** start Given data **

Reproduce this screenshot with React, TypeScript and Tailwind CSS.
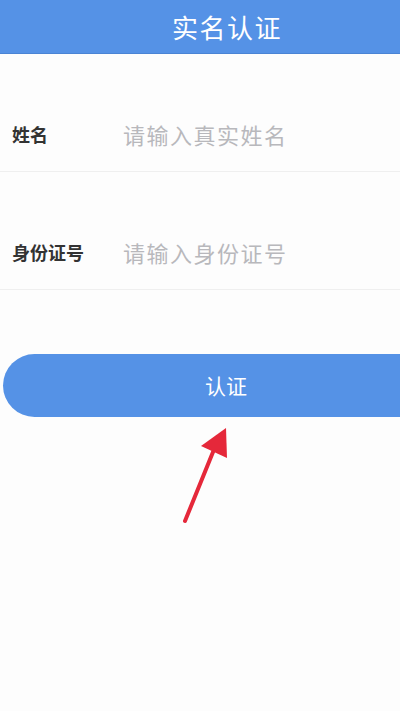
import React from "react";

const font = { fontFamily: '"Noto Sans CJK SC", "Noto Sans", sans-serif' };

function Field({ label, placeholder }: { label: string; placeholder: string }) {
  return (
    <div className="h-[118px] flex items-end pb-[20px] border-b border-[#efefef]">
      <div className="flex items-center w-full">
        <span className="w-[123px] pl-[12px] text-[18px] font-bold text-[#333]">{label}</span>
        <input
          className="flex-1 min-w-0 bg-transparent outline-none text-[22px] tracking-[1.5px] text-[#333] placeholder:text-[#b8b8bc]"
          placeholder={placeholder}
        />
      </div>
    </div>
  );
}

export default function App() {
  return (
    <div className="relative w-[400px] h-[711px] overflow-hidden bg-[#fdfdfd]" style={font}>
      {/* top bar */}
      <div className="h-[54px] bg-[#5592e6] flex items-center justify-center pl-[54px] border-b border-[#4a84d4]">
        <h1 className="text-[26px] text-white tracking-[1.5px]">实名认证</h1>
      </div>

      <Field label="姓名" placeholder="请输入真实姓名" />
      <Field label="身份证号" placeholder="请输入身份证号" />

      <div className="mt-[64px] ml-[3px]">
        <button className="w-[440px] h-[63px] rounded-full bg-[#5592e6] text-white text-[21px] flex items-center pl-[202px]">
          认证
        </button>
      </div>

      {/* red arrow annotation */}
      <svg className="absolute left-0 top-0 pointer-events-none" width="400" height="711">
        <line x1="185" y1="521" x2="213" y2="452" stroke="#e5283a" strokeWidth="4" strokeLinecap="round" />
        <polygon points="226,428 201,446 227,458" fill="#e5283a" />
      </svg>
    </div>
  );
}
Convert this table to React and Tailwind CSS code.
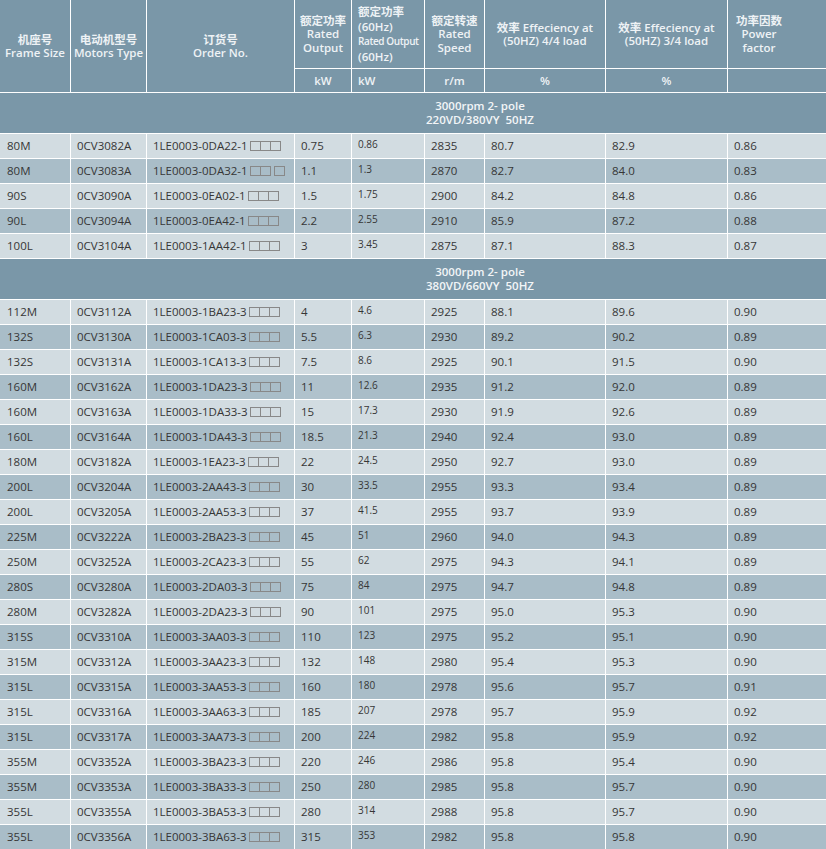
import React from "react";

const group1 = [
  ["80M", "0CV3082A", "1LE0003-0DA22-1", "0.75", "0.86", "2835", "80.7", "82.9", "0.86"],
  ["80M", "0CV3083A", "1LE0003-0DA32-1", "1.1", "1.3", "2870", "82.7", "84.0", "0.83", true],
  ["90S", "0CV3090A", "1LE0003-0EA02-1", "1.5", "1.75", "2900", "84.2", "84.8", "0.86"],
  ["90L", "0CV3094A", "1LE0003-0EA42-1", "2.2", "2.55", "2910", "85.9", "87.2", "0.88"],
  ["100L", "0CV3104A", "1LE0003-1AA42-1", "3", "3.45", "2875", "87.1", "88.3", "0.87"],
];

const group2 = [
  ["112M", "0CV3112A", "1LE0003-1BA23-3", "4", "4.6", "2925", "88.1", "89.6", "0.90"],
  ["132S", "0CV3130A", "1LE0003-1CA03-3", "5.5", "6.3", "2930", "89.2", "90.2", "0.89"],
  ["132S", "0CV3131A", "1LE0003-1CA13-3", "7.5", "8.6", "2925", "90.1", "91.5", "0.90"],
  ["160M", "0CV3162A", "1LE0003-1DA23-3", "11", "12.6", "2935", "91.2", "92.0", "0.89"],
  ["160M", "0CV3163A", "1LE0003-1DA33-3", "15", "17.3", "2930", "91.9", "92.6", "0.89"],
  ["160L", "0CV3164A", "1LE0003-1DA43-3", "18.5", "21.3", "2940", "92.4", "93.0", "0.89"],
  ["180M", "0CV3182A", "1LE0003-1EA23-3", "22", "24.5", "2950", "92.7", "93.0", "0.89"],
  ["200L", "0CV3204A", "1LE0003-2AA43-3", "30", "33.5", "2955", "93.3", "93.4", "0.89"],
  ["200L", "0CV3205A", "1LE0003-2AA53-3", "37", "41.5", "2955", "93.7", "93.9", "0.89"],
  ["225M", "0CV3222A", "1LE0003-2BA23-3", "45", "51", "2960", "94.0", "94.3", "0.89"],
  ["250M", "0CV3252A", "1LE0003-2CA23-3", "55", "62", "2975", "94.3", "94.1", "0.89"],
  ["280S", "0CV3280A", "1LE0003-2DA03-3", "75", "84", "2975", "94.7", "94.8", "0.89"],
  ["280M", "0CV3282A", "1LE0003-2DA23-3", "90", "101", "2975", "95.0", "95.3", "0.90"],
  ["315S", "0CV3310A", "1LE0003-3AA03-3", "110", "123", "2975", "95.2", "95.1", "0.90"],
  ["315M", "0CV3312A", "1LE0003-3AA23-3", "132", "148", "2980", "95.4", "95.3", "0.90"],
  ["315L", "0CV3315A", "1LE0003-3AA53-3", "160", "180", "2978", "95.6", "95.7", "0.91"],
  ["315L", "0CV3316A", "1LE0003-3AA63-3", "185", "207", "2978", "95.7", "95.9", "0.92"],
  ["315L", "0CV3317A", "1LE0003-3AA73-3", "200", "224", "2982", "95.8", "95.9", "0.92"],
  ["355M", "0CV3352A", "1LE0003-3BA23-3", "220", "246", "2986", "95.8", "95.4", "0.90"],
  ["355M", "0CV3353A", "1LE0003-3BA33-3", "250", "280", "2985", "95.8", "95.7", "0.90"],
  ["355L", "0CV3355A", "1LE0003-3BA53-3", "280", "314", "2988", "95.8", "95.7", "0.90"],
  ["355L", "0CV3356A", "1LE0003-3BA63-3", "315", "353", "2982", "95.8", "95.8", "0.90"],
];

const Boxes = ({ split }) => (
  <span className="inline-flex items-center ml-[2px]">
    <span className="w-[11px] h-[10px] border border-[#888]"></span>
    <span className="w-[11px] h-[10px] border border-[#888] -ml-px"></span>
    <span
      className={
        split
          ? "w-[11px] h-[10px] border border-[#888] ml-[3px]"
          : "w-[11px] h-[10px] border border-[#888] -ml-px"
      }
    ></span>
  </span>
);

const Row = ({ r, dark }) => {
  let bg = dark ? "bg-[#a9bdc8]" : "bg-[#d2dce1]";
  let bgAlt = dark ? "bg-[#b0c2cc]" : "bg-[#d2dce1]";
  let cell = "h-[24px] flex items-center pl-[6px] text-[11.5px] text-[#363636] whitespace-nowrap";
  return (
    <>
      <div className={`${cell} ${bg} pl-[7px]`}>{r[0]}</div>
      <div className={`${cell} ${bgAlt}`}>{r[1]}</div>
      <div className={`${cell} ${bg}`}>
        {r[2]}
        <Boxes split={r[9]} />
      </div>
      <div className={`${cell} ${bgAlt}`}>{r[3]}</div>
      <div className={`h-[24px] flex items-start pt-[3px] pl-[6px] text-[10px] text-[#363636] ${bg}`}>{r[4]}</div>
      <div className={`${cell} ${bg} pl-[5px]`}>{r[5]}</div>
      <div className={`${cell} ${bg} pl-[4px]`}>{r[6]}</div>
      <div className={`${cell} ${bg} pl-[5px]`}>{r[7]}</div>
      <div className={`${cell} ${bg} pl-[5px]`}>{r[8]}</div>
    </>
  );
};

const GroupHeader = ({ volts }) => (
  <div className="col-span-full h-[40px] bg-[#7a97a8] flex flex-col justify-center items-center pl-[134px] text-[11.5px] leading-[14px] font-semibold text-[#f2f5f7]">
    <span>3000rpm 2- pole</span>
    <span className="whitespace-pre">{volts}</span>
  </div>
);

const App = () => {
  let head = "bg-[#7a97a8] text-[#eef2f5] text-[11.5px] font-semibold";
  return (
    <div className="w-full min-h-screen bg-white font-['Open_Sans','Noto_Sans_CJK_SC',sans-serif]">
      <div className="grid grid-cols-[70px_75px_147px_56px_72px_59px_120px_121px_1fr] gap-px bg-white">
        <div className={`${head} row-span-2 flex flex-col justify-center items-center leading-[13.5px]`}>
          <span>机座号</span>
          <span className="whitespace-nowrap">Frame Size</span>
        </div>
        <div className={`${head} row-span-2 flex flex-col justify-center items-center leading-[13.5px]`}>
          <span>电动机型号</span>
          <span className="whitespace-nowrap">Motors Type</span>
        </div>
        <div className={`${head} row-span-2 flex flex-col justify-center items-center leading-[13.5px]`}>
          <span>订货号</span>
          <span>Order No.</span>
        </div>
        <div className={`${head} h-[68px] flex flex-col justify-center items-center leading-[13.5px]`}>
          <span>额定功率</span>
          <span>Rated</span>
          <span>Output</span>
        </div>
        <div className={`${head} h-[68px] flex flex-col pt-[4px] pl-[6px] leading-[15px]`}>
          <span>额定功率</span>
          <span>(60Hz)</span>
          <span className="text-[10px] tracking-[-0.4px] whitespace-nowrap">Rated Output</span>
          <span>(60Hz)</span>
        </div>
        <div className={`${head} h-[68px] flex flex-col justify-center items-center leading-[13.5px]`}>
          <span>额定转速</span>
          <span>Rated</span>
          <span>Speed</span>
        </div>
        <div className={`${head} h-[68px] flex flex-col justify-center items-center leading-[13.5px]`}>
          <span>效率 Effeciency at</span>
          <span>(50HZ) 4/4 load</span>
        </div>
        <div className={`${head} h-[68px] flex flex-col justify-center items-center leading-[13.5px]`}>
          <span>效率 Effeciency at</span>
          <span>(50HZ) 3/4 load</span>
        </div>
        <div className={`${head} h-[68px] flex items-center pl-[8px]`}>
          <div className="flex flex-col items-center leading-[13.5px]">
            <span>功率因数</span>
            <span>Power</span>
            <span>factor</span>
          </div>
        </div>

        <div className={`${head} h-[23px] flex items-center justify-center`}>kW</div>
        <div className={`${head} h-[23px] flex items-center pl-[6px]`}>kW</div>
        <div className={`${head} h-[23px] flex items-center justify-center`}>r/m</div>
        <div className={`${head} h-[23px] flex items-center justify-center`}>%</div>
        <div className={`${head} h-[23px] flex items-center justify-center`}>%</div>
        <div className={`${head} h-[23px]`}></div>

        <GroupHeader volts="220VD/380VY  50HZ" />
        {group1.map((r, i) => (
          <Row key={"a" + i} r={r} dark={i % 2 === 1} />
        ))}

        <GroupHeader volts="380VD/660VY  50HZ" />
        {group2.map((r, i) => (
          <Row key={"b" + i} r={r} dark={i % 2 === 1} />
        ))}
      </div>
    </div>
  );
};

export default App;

** end Given data **

> [What is expected]: Work out how many lines in the entries hold the string "React". Your answer should consist solely of that number.

> [Result for this exercise]: 4